Start of Extracted information

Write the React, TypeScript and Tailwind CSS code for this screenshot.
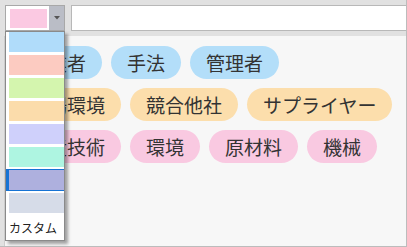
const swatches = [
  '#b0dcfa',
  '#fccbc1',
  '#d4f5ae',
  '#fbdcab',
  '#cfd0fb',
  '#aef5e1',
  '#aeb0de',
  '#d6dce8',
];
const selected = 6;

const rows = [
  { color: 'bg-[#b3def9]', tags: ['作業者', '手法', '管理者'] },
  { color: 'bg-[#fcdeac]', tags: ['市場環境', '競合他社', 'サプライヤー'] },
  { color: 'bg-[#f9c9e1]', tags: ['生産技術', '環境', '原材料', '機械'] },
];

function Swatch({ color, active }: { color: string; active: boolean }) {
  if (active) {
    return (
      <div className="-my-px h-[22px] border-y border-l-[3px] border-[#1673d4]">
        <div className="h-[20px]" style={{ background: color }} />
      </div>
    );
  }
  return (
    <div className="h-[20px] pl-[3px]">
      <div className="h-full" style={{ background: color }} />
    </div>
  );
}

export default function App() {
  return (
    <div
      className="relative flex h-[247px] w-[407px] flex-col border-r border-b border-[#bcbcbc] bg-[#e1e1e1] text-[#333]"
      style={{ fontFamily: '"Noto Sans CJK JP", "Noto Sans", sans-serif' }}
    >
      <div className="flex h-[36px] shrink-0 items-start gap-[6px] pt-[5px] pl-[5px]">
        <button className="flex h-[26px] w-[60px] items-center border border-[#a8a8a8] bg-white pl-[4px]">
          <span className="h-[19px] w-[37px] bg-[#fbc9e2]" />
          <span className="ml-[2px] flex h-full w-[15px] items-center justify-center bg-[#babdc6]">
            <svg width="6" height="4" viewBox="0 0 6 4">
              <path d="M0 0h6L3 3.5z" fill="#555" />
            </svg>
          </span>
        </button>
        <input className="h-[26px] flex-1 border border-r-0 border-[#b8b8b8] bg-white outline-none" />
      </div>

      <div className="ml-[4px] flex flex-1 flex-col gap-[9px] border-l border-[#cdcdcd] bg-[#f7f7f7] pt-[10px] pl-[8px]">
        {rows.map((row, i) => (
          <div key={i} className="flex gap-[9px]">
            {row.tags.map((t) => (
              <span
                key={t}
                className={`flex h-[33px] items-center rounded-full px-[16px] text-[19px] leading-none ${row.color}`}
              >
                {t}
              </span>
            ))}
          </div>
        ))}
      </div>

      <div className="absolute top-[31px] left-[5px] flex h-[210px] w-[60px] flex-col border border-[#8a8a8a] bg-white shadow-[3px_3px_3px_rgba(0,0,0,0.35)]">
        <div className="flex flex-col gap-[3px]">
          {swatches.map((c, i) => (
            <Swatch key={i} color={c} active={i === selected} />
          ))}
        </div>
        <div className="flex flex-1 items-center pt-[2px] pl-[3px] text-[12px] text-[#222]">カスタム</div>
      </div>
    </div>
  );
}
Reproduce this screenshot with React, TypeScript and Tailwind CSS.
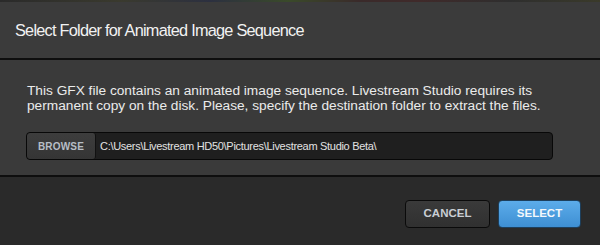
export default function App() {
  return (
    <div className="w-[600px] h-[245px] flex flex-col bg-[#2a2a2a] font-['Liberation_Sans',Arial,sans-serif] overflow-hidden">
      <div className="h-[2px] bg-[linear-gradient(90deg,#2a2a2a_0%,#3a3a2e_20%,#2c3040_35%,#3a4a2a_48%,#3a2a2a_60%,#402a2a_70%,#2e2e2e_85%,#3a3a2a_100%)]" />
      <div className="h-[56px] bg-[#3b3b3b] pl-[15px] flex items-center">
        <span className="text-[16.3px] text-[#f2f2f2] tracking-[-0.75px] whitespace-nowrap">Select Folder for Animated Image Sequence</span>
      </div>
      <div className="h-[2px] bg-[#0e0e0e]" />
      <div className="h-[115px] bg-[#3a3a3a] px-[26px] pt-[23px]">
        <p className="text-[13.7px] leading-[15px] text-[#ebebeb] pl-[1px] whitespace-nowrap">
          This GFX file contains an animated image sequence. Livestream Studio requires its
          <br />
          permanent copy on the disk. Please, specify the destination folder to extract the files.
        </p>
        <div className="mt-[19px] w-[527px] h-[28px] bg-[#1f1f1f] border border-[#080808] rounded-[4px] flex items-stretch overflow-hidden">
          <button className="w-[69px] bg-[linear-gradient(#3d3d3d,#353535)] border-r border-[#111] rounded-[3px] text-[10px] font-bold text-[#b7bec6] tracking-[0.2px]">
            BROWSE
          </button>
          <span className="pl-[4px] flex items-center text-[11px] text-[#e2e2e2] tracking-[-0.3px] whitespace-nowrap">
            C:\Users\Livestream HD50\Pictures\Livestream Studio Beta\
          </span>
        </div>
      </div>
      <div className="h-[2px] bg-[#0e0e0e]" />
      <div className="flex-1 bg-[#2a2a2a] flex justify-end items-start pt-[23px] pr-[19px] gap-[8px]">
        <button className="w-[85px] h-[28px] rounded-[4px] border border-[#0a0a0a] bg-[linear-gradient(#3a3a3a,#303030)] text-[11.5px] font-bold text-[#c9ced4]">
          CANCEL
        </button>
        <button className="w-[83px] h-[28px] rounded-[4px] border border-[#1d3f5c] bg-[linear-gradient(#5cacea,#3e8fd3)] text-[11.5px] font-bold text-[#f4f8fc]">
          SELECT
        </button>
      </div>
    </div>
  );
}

End of Extracted information

Retype all entries exactly as they appear, dropping the images.

* _Solution to this problem_
Write the React, TypeScript and Tailwind CSS code for this screenshot.
const swatches = [
  '#b0dcfa',
  '#fccbc1',
  '#d4f5ae',
  '#fbdcab',
  '#cfd0fb',
  '#aef5e1',
  '#aeb0de',
  '#d6dce8',
];
const selected = 6;

const rows = [
  { color: 'bg-[#b3def9]', tags: ['作業者', '手法', '管理者'] },
  { color: 'bg-[#fcdeac]', tags: ['市場環境', '競合他社', 'サプライヤー'] },
  { color: 'bg-[#f9c9e1]', tags: ['生産技術', '環境', '原材料', '機械'] },
];

function Swatch({ color, active }: { color: string; active: boolean }) {
  if (active) {
    return (
      <div className="-my-px h-[22px] border-y border-l-[3px] border-[#1673d4]">
        <div className="h-[20px]" style={{ background: color }} />
      </div>
    );
  }
  return (
    <div className="h-[20px] pl-[3px]">
      <div className="h-full" style={{ background: color }} />
    </div>
  );
}

export default function App() {
  return (
    <div
      className="relative flex h-[247px] w-[407px] flex-col border-r border-b border-[#bcbcbc] bg-[#e1e1e1] text-[#333]"
      style={{ fontFamily: '"Noto Sans CJK JP", "Noto Sans", sans-serif' }}
    >
      <div className="flex h-[36px] shrink-0 items-start gap-[6px] pt-[5px] pl-[5px]">
        <button className="flex h-[26px] w-[60px] items-center border border-[#a8a8a8] bg-white pl-[4px]">
          <span className="h-[19px] w-[37px] bg-[#fbc9e2]" />
          <span className="ml-[2px] flex h-full w-[15px] items-center justify-center bg-[#babdc6]">
            <svg width="6" height="4" viewBox="0 0 6 4">
              <path d="M0 0h6L3 3.5z" fill="#555" />
            </svg>
          </span>
        </button>
        <input className="h-[26px] flex-1 border border-r-0 border-[#b8b8b8] bg-white outline-none" />
      </div>

      <div className="ml-[4px] flex flex-1 flex-col gap-[9px] border-l border-[#cdcdcd] bg-[#f7f7f7] pt-[10px] pl-[8px]">
        {rows.map((row, i) => (
          <div key={i} className="flex gap-[9px]">
            {row.tags.map((t) => (
              <span
                key={t}
                className={`flex h-[33px] items-center rounded-full px-[16px] text-[19px] leading-none ${row.color}`}
              >
                {t}
              </span>
            ))}
          </div>
        ))}
      </div>

      <div className="absolute top-[31px] left-[5px] flex h-[210px] w-[60px] flex-col border border-[#8a8a8a] bg-white shadow-[3px_3px_3px_rgba(0,0,0,0.35)]">
        <div className="flex flex-col gap-[3px]">
          {swatches.map((c, i) => (
            <Swatch key={i} color={c} active={i === selected} />
          ))}
        </div>
        <div className="flex flex-1 items-center pt-[2px] pl-[3px] text-[12px] text-[#222]">カスタム</div>
      </div>
    </div>
  );
}
Reproduce this screenshot with React, TypeScript and Tailwind CSS.
export default function App() {
  return (
    <div className="w-[600px] h-[245px] flex flex-col bg-[#2a2a2a] font-['Liberation_Sans',Arial,sans-serif] overflow-hidden">
      <div className="h-[2px] bg-[linear-gradient(90deg,#2a2a2a_0%,#3a3a2e_20%,#2c3040_35%,#3a4a2a_48%,#3a2a2a_60%,#402a2a_70%,#2e2e2e_85%,#3a3a2a_100%)]" />
      <div className="h-[56px] bg-[#3b3b3b] pl-[15px] flex items-center">
        <span className="text-[16.3px] text-[#f2f2f2] tracking-[-0.75px] whitespace-nowrap">Select Folder for Animated Image Sequence</span>
      </div>
      <div className="h-[2px] bg-[#0e0e0e]" />
      <div className="h-[115px] bg-[#3a3a3a] px-[26px] pt-[23px]">
        <p className="text-[13.7px] leading-[15px] text-[#ebebeb] pl-[1px] whitespace-nowrap">
          This GFX file contains an animated image sequence. Livestream Studio requires its
          <br />
          permanent copy on the disk. Please, specify the destination folder to extract the files.
        </p>
        <div className="mt-[19px] w-[527px] h-[28px] bg-[#1f1f1f] border border-[#080808] rounded-[4px] flex items-stretch overflow-hidden">
          <button className="w-[69px] bg-[linear-gradient(#3d3d3d,#353535)] border-r border-[#111] rounded-[3px] text-[10px] font-bold text-[#b7bec6] tracking-[0.2px]">
            BROWSE
          </button>
          <span className="pl-[4px] flex items-center text-[11px] text-[#e2e2e2] tracking-[-0.3px] whitespace-nowrap">
            C:\Users\Livestream HD50\Pictures\Livestream Studio Beta\
          </span>
        </div>
      </div>
      <div className="h-[2px] bg-[#0e0e0e]" />
      <div className="flex-1 bg-[#2a2a2a] flex justify-end items-start pt-[23px] pr-[19px] gap-[8px]">
        <button className="w-[85px] h-[28px] rounded-[4px] border border-[#0a0a0a] bg-[linear-gradient(#3a3a3a,#303030)] text-[11.5px] font-bold text-[#c9ced4]">
          CANCEL
        </button>
        <button className="w-[83px] h-[28px] rounded-[4px] border border-[#1d3f5c] bg-[linear-gradient(#5cacea,#3e8fd3)] text-[11.5px] font-bold text-[#f4f8fc]">
          SELECT
        </button>
      </div>
    </div>
  );
}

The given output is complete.